3.1.1. Calculation of Visible Difference Vegetation Index (VDVI)

In order to improve the separability of rural building roofs from vegetation and avoid misclassification due to the similarity of rural building roofs (e.g., roofs with green vegetation or roofs shaded by dark vegetation, etc.) and ground vegetation [20], this paper introduces the vegetation index as another spectral visual feature. Xu et al. introduced NDVI as a feature band to extract buildings from ultra-high-resolution color infrared remote sensing images [59], and the results showed that adding NDVI could further distinguish buildings from green areas. However, vegetation indices such as NDVI, which need to calculate multispectral information, cannot be applied to visible UAV high-resolution remote sensing images, so this paper uses a visible difference vegetation index (VDVI) with improved NDVI, which can use visible RGB band information to extract vegetation information. Ma et al. [60] demonstrated that the use of VDVI as an additional spectral feature for visible UAV remote sensing imagery can effectively reduce the interference of vegetation on building roof information extraction. VDVI can be calculated according to Equation (1), and its results range from −1 to 1.

VDVI = \frac{{2 \times ρ}_{green} {- ρ}_{red} {- ρ}_{blue}}{{2 \times ρ}_{green} {+ ρ}_{red} {+ ρ}_{blue}}

(1)

where:

ρ_{green}

,

ρ_{red}

and

ρ_{blue}

denote the values of the visible green, red and blue bands of the UAV orthophoto, respectively. In this study, the VDVI calculation of the UAV orthophoto was done using the band operation of ENVI 5.3, and the grayscale image obtained after the index calculation was input into the training data as an additional visual feature together with the RGB image.

3.1.2. Calculation of Sobel Edge Detection Features

The Sobel edge detection algorithm uses a discrete differential operator to operate on the approximate gradient of image grayscale, and the larger the gradient is, the more likely it is an edge [61]. The deep learning network can learn the complex features of high-resolution remote sensing image features, but there are still deficiencies in the feature extraction of building roof types for very complex UAV ultra-high-resolution remote sensing images, mainly in the differences between different building roof types on the image edges and the integrity of the target [62]. To solve these problems, we combine the image features calculated by Sobel edge detection as additional spatial visual features with UAV RGB images to improve the discriminability of different building roof types on UAV visible images. The Sobel operator can smooth out the building boundaries in the filtered images, making the surface texture and shape features of different building roof types more prominent, while reducing the interference of background noise. The Sobel algorithm consists of two sets of

3 \times 3

matrices, which are convolved along the x-axis, y-axis, from top to bottom and from left to right on the image, respectively, to obtain the horizontal and vertical luminance difference approximation; if

f (x, y)

is the gray value of the

(x, y)

coordinate point on the image,

S_{x}

and

S_{y}

represent the gray value of the horizontal and vertical edge detection of the image, respectively. The grayscale values are calculated as follows:

S_{x} = [\begin{matrix} - 1 & 0 & - 1 \\ - 2 & 0 & - 2 \\ - 1 & 0 & - 1 \end{matrix}] \times f (x, y)

(2)

S_{y} = [\begin{matrix} + 1 & + 2 & - 1 \\ 0 & 0 & 0 \\ - 1 & - 2 & - 1 \end{matrix}] \times f (x, y)

(3)

The approximate gradient

M

and the gradient direction

θ

of the grayscale at each pixel point of the image are calculated by combining the horizontal and vertical grayscale values of the point by applying the square root.

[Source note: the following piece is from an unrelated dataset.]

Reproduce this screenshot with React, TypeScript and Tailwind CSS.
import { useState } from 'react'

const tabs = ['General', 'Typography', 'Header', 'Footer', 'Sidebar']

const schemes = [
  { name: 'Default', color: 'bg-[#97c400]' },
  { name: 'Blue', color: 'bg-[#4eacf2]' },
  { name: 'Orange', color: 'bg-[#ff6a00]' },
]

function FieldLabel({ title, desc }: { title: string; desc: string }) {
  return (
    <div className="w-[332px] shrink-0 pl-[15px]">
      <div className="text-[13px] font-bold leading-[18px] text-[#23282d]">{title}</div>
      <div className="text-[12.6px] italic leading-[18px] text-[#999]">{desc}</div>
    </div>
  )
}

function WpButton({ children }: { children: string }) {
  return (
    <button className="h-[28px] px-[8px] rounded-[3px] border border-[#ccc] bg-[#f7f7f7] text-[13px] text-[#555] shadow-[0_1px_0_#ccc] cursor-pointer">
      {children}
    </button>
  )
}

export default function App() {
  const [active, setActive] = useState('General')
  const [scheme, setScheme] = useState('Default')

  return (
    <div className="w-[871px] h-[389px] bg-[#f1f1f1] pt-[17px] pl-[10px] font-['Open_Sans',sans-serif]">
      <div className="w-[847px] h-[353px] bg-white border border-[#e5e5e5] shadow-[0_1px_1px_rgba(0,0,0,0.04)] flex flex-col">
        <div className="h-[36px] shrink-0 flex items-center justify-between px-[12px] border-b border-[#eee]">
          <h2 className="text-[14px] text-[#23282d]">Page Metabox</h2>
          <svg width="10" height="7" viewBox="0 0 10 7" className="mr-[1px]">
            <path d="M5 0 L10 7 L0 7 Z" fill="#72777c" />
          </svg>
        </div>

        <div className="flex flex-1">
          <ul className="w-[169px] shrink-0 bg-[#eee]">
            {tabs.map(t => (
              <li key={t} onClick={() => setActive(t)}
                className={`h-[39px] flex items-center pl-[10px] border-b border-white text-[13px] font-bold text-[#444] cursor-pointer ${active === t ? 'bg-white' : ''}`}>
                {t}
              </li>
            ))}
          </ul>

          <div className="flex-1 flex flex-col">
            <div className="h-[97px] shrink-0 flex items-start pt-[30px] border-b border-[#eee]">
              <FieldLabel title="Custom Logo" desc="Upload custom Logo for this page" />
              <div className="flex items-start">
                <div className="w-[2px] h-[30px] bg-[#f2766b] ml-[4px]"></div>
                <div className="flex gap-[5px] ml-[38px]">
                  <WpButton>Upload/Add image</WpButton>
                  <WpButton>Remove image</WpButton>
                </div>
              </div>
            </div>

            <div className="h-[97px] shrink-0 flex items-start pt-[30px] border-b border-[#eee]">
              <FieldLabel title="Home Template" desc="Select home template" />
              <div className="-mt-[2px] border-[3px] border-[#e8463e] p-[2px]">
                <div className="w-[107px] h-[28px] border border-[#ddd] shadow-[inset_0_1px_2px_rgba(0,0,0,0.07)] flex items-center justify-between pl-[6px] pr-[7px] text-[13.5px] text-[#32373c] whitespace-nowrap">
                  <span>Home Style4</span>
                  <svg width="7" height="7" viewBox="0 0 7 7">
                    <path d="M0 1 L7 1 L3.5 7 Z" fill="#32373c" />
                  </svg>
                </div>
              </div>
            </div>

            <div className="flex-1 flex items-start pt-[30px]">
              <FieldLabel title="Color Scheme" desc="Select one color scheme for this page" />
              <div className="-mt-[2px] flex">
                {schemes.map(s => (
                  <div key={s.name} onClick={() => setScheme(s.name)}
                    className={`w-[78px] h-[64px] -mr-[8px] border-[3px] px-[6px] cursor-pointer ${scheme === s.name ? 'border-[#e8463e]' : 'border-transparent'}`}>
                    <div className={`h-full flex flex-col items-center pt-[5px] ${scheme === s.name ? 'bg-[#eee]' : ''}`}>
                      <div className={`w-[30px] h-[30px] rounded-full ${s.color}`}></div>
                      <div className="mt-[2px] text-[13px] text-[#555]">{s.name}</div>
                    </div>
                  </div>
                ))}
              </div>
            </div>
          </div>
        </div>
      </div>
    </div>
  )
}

M = \sqrt{S_{x}^{2} {+ S}_{y}^{2}}

(4)

θ = \arctan (\frac{S_{y}}{S_{x}})

(5)

If the approximate gradient M is greater than a certain threshold, the point

(x, y)

is considered an edge point. The Sobel edge detection feature of the UAV image in this study is calculated by an operation in ENVI5.3. After several experiments and comparisons, the calculated image enhancement parameters are set to linear 0–255 and the filter parameters are set to 18 sharpening degrees, which can make the image boundary more clearly displayed.

3.2. Improved Mask R-CNN for UAV Image Roof Type Recognition

This section describes the specific process of applying deep learning algorithms and theories, including an overview of the network architecture of Mask R-CNN based on ResNet152, the production and processing of sample sets, model implementation and training.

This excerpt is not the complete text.